When I use the following script:
local smtp = require("socket.smtp")
local from = "from@host"
local rcpt = "rcpt@host"
local msg = {
headers = {
to = rcpt,
subject = "Hi"
},
body = "Hello"
}
smtp.send{from = from,rcpt = rcpt,source = smtp.message(msg)}
I'm getting an error message: lua entry thread aborted: runtime error: attempt to yield across C-call boundary
.
I'm using the newest luasocket
installed from luarocks
with Lua 5.1 using nginx compiled with LuaJIT 2.1. What is causing this error message and how do I fix it?
smtp.send
uses LuaSocket's socket.protect
function for handling internal errors. This function is implemented in C and doesn't allow yielding in the current releases (the version in git HEAD now allows yielding on Lua 5.2+, see discussion here). Apparently someone tries to yield from within it. In etc/dispatch.lua
in the LuaSocket package (better use the git HEAD version) there is a replacement function for socket.protect
that should allow yielding on all Lua versions (at the cost of an extra temporary coroutine). You can try replacing the C function with that Lua function like so:
local socket = require("socket")
local base = _G
-- paste modified socket.protect function here
-- continue with your own code:
local smtp = require("socket.smtp")
-- ...
This is caused by the combined use of LuaJIT and socket.smtp, which spins up a coroutine. From https://github.com/openresty/lua-nginx-module/issues/376:
@AterCattus This is a known limitation in LuaJIT (and the standard Lua 5.1 interpreter) that the require() builtin is currently implemented as a C builtin across which you cannot initiate a yield.

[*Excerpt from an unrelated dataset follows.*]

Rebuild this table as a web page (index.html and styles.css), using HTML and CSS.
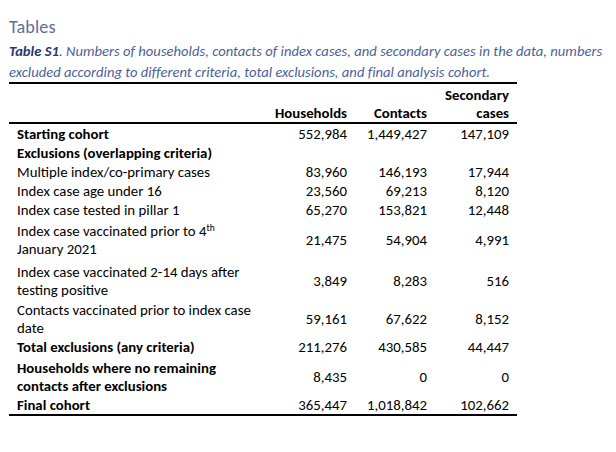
FILE: index.html
```html
<!DOCTYPE html>
<html>
<head>
<meta charset="utf-8">
<link rel="stylesheet" href="styles.css">
</head>
<body>
<div class="page">
  <h1 class="heading">Tables</h1>
  <p class="caption"><span class="caption-label">Table S1</span>. Numbers of households, contacts of index cases, and secondary cases in the data, numbers<br>excluded according to different criteria, total exclusions, and final analysis cohort.</p>
  <table class="data">
    <colgroup>
      <col class="c-label">
      <col class="c-hh">
      <col class="c-ct">
      <col class="c-sc">
    </colgroup>
    <thead>
      <tr>
        <th class="label"></th>
        <th class="num">Households</th>
        <th class="num">Contacts</th>
        <th class="num">Secondary<br>cases</th>
      </tr>
    </thead>
    <tbody>
      <tr class="r1"><td class="label b">Starting cohort</td><td class="num">552,984</td><td class="num">1,449,427</td><td class="num">147,109</td></tr>
      <tr class="r1"><td class="label b">Exclusions (overlapping criteria)</td><td class="num"></td><td class="num"></td><td class="num"></td></tr>
      <tr class="r1"><td class="label">Multiple index/co-primary cases</td><td class="num">83,960</td><td class="num">146,193</td><td class="num">17,944</td></tr>
      <tr class="r1"><td class="label">Index case age under 16</td><td class="num">23,560</td><td class="num">69,213</td><td class="num">8,120</td></tr>
      <tr class="r1"><td class="label">Index case tested in pillar 1</td><td class="num">65,270</td><td class="num">153,821</td><td class="num">12,448</td></tr>
      <tr class="r2 ra"><td class="label">Index case vaccinated prior to 4<sup>th</sup><br>January 2021</td><td class="num">21,475</td><td class="num">54,904</td><td class="num">4,991</td></tr>
      <tr class="r2 rb"><td class="label">Index case vaccinated 2-14 days after<br>testing positive</td><td class="num">3,849</td><td class="num">8,283</td><td class="num">516</td></tr>
      <tr class="r2 rc"><td class="label">Contacts vaccinated prior to index case<br>date</td><td class="num">59,161</td><td class="num">67,622</td><td class="num">8,152</td></tr>
      <tr class="r1"><td class="label b">Total exclusions (any criteria)</td><td class="num">211,276</td><td class="num">430,585</td><td class="num">44,447</td></tr>
      <tr class="r2 rd"><td class="label b">Households where no remaining<br>contacts after exclusions</td><td class="num">8,435</td><td class="num">0</td><td class="num">0</td></tr>
      <tr class="r1 last"><td class="label b">Final cohort</td><td class="num">365,447</td><td class="num">1,018,842</td><td class="num">102,662</td></tr>
    </tbody>
  </table>
</div>
</body>
</html>
```

FILE: styles.css
```css
html, body {
  margin: 0;
  padding: 0;
  background: #ffffff;
}

.page {
  padding: 16px 0 0 9px;
  font-family: Carlito, Calibri, Lato, "Liberation Sans", sans-serif;
  color: #000000;
}

.heading {
  margin: 0;
  font-size: 18.2px;
  font-weight: normal;
  line-height: 22px;
  color: #5a6fa0;
  letter-spacing: 0.1px;
}

.caption {
  margin: 3px 0 0 0;
  font-size: 14.6px;
  font-style: italic;
  line-height: 20.5px;
  color: #4a5f9a;
  white-space: nowrap;
  letter-spacing: 0.02px;
}

.caption-label {
  font-weight: bold;
  color: #1f3a70;
}

.data {
  margin-top: 0;
  width: 508px;
  border-collapse: collapse;
  table-layout: fixed;
  font-size: 14.8px;
  line-height: 18px;
  border-top: 2px solid #000;
  border-bottom: 2px solid #000;
}

.c-label { width: 253px; }
.c-hh { width: 93px; }
.c-ct { width: 80px; }
.c-sc { width: 82px; }

.data th {
  font-weight: bold;
  vertical-align: bottom;
  padding: 2px 8px 0 0;
  border-bottom: 2px solid #000;
}

.data td {
  padding: 0.5px 8px 0.5px 0;
  vertical-align: middle;
  white-space: nowrap;
}

.data .label {
  text-align: left;
  padding-left: 8px;
}

.data .num {
  text-align: right;
}

.data .b {
  font-weight: bold;
}

.data sup {
  font-size: 9.5px;
  line-height: 0;
  vertical-align: 5px;
}

.data tr.ra td { padding-top: 2.5px; padding-bottom: 3px; }
.data tr.rb td { padding-top: 2px; padding-bottom: 1px; }
.data tr.rc td { padding-top: 1px; padding-bottom: 0.5px; }
.data tr.rd td { padding-top: 2.5px; padding-bottom: 0.5px; }
.data tr.last td { padding-bottom: 0; }
```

It looks like the best workaround may be to use this implementation of require.lua: https://github.com/pygy/require.lua. It's written in pure Lua, instead of C, to get around this problem with LuaJIT.
I've seen this message in a somewhat similar situation; in my case it was related to the design of ngx_lua, which implements its own coroutine scheduler. This means that sock:receive
doesn't block, but instead does implicit yield
to the scheduler and, as the result, if the call to sock:receive
is made with a C function being on the stack, you are likely to get the error you see.
In my case I was making sock:receive
call from a debug hook and was getting this error until I switched to using socket methods from my own version of luasocket that doesn't yield. I'd check if socket.smtp
is using the "normal" version of luasocket.